All the Sad Young Literary Men by Keith Gessen
My rating: 2 of 5 stars
I suppose it's always hard to judge the next book you read right after reading a book you love. It's hardly fair to poor Keith Gessen and his slim grouping of (sort-of) interlocking stories to immediately follow an awesome, massive novel that was a really beautiful reading experience. So maybe I'm judging more harshly than I would have otherwise, but what can you do?

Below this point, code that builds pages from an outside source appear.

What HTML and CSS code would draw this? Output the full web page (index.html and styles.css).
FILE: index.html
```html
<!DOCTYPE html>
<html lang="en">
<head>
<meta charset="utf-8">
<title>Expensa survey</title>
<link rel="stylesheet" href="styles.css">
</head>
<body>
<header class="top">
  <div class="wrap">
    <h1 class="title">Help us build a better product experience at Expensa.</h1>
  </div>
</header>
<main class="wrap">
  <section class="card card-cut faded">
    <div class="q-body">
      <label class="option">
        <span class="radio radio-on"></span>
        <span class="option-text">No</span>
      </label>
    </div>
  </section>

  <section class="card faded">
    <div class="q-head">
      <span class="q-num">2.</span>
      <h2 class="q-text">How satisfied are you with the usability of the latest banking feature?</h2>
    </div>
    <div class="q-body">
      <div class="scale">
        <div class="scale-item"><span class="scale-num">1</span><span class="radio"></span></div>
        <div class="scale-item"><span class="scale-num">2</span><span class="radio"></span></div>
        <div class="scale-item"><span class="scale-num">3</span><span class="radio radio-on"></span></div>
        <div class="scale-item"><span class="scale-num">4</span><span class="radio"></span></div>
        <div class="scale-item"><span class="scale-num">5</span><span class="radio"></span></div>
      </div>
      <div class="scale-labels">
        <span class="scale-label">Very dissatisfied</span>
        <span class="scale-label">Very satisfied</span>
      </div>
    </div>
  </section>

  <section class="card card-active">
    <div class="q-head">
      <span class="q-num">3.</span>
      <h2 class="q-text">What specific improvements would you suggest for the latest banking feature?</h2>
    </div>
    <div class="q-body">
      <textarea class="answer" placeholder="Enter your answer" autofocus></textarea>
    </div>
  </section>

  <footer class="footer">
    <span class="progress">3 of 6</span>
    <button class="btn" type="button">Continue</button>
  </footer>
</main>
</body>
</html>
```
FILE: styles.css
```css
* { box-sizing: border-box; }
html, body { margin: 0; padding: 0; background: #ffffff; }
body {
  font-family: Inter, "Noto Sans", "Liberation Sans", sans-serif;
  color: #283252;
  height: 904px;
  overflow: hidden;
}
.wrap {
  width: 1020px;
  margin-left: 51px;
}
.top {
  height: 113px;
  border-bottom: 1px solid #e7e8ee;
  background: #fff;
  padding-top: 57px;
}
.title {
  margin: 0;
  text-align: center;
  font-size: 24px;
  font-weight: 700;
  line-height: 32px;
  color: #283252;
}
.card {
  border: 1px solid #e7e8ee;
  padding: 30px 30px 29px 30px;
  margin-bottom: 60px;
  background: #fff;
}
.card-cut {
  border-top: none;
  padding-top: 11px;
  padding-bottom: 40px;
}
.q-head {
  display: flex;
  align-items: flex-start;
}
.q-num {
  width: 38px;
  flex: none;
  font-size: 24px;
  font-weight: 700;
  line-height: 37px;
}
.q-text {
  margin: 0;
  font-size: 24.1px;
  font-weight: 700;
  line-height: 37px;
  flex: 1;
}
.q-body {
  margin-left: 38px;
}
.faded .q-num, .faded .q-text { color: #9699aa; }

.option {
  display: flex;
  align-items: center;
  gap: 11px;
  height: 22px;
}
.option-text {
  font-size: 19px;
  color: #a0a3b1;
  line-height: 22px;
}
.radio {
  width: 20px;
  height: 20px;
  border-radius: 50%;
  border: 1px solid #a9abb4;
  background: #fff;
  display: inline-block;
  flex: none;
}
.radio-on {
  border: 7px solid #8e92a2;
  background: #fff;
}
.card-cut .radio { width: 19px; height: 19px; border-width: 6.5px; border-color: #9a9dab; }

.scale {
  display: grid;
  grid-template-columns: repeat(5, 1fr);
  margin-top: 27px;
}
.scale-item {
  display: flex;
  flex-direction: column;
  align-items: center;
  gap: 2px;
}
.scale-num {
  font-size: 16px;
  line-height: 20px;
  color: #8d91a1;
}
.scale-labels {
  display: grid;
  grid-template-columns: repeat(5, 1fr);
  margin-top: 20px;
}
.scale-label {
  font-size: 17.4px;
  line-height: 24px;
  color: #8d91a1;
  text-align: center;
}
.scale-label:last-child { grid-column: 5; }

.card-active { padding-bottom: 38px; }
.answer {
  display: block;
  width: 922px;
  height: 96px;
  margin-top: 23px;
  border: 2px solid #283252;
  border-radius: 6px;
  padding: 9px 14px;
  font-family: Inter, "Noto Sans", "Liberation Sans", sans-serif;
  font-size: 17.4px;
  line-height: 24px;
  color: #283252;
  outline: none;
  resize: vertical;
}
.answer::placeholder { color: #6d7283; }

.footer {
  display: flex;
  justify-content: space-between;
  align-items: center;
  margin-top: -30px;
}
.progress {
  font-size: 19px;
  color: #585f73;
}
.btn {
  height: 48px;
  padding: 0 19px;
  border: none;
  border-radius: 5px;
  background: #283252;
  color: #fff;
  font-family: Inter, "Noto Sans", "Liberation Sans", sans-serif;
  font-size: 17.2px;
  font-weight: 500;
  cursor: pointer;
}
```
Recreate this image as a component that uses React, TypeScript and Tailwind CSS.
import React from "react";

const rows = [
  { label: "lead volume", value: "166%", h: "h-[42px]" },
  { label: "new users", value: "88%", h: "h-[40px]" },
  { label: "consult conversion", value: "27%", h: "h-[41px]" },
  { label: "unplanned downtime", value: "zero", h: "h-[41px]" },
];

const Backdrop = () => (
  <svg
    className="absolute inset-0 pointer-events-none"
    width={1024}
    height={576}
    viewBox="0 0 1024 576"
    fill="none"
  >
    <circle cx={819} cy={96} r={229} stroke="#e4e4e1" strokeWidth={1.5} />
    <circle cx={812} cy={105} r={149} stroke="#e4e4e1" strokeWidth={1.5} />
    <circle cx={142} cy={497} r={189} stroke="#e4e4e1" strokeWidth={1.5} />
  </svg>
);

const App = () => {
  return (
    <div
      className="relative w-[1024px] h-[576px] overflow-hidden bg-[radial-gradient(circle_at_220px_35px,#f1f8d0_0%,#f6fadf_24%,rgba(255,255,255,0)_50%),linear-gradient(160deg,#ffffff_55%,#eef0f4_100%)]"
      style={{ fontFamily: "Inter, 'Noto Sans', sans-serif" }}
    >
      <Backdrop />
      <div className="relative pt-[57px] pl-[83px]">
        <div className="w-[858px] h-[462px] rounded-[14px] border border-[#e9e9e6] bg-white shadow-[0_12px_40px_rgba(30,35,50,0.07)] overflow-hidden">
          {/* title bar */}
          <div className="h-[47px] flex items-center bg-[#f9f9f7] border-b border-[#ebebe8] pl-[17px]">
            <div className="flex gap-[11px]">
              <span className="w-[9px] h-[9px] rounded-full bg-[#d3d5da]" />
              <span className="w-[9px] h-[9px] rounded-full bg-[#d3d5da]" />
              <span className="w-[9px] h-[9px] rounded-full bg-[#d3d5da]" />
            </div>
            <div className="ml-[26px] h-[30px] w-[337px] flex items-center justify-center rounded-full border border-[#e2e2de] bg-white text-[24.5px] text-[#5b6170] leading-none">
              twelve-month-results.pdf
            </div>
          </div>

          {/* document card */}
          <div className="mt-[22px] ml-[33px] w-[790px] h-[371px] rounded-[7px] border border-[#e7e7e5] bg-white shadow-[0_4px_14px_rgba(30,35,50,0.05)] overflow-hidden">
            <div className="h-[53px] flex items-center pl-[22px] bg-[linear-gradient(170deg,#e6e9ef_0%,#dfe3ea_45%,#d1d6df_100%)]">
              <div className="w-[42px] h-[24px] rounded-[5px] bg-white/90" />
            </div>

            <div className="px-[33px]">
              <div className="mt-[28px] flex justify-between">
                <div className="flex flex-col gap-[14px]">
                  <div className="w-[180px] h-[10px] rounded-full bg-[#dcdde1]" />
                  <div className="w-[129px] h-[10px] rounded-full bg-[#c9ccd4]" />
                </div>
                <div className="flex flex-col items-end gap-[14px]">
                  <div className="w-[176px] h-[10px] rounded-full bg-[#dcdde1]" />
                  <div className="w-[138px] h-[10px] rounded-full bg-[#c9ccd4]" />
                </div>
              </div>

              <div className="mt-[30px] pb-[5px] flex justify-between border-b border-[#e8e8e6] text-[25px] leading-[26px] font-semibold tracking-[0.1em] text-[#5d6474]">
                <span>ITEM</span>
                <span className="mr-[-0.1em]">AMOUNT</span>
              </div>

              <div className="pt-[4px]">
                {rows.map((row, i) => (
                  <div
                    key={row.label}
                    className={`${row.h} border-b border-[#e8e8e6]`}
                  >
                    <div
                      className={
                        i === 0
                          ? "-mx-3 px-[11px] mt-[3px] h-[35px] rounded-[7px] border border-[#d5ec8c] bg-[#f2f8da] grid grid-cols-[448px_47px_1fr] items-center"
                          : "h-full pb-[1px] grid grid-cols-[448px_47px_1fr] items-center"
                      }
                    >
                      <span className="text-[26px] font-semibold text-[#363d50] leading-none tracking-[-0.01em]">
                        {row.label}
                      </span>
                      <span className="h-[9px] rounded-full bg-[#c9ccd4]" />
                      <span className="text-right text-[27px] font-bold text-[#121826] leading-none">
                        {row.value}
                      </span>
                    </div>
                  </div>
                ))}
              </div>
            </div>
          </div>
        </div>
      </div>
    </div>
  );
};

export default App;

This was an OK book: I was bored during long stretches, while some sections were skillfully and convincingly written. None of the characters ever really came alive; not enough happened to hold my attention; I didn't particularly care about anything going on. Occasionally my sympathy would be tugged; every once in a while I'd feel a connection. Mostly I just read and read and the words went by and eventually I got impatient and read more quickly so it would be over and I could move on to something else.
I didn't even dislike the book, really, it was just boring, forgettable. Especially in the light of my last book, the bar has already been set so high for writing about relationships in the context of the larger social world, that you really must have extraordinarily keen insights and express them in an effortless, elegant way. The insights offered by this book felt entirely ordinary, the expression nice but nothing special.
Again, this comparison is neither fair nor warranted. It's a pure accident of my reading sequence, but oh well. Part of me is sorry that this book had to be capsized in the massive wake of Freedom, but something had to be. C'est la vie. Moving right along.